The combination of these dynamics helps explain the urgency in Bahçeli’s intervention. From his vantage point, the window in which Turkey can shape the Kurdish dimension of the emerging Syrian order is narrowing. Formal engagement with Ocalan, however symbolically costly, is presented as the price of influencing outcomes in both Turkey and Syria before new facts on the ground harden under the aegis of the Sharaa government, the United States and, to some extent, Israel.
Against this backdrop, critical voices within the Kurdish movement in Turkey highlight a different tension. For figures such as Selahattin Demirtaş and many Kurdish parliamentarians, a narrow settlement between the state and Ocalan, even if it ends the PKK’s armed campaign and reorganises Kurdish armed actors regionally, does not amount to a resolution of the Kurdish question. They point to the continued imprisonment of opposition leaders, the persistence of sweeping terrorism prosecutions, constraints on media and political competition, and a judiciary whose independence is widely questioned. From this perspective, constitutional recognition of Kurdish identity or the introduction of elective Kurdish-language courses are insufficient if not accompanied by broader democratisation that guarantees equal citizenship, rule of law and meaningful political pluralism.

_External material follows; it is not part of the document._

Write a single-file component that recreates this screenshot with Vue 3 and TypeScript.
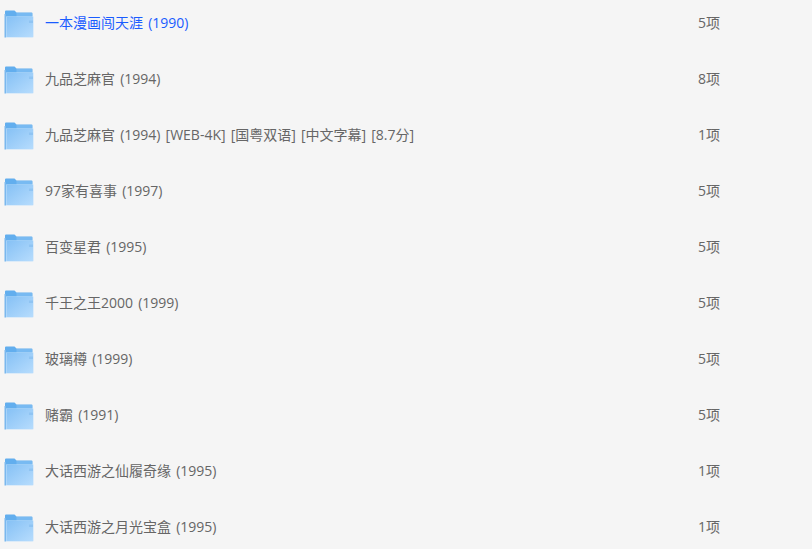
<script setup lang="ts">
interface Folder {
  name: string
  count: string
  hover?: boolean
}

const folders: Folder[] = [
  { name: '一本漫画闯天涯 (1990)', count: '5项', hover: true },
  { name: '九品芝麻官 (1994)', count: '8项' },
  { name: '九品芝麻官 (1994) [WEB-4K] [国粤双语] [中文字幕] [8.7分]', count: '1项' },
  { name: '97家有喜事 (1997)', count: '5项' },
  { name: '百变星君 (1995)', count: '5项' },
  { name: '千王之王2000 (1999)', count: '5项' },
  { name: '玻璃樽 (1999)', count: '5项' },
  { name: '赌霸 (1991)', count: '5项' },
  { name: '大话西游之仙履奇缘 (1995)', count: '1项' },
  { name: '大话西游之月光宝盒 (1995)', count: '1项' },
]
</script>

<template>
  <div class="list">
    <div v-for="f in folders" :key="f.name" class="row">
      <svg class="icon" width="30" height="28" viewBox="0 0 30 28">
        <defs>
          <linearGradient id="front" x1="0" y1="0" x2="1" y2="1">
            <stop offset="0" stop-color="#86c1f5" />
            <stop offset="1" stop-color="#b6dcfd" />
          </linearGradient>
        </defs>
        <path d="M1 27V1.500q0-1 1-1h8.500l2 2h15q1 0 1 1V7H2z" fill="#62aeee" />
        <path d="M12.500 3h15.500v4H12.500z" fill="#78baf2" />
        <path d="M0.500 4H2v23.500H0.500z" fill="#7ab8ee" />
        <path d="M2 6.500h27.500v20q0 1-1 1H2z" fill="#c3e1fb" />
        <path d="M2.500 7h26.500v20H2.500z" fill="url(#front)" />
        <path d="M25 10.500h4v2.500h-4z" fill="#8fc4f3" />
      </svg>
      <span class="name" :class="{ hover: f.hover }">{{ f.name }}</span>
      <span class="count">{{ f.count }}</span>
    </div>
  </div>
</template>

<style scoped>
.list {
  width: 812px;
  height: 549px;
  overflow: hidden;
  background: #f5f5f5;
  font-family: "Open Sans", "Noto Sans CJK SC", sans-serif;
  font-size: 14px;
  color: #666;
}

.row {
  display: flex;
  align-items: center;
  height: 56px;
  margin-top: -6px;
  margin-bottom: 6px;
  padding-left: 4px;
}

.icon {
  flex: none;
  margin-top: 3px;
}

.name {
  width: 653px;
  margin-left: 11px;
  white-space: nowrap;
  word-spacing: 1.5px;
}

.hover {
  color: #1a5cff;
}

.count {
  white-space: nowrap;
}
</style>

<style>
html,
body {
  background: #f5f5f5;
  overflow: hidden;
}
</style>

In that sense, the chain that began with Sharaa’s visit to the White House and continued with Bahçeli’s threat to go to Imrali now defines the contours of an emerging settlement: the demilitarisation and reintegration of PKK structures, the incorporation of the SDF into the Syrian state, and the elevation of Ocalan as a central Kurdish interlocutor for Ankara. Whether this settlement evolves into a more substantive political opening, or remains a controlled security arrangement designed to stabilise the map without altering the underlying power structure, will determine how it is ultimately judged by Kurdish constituencies and by Turkey’s broader opposition.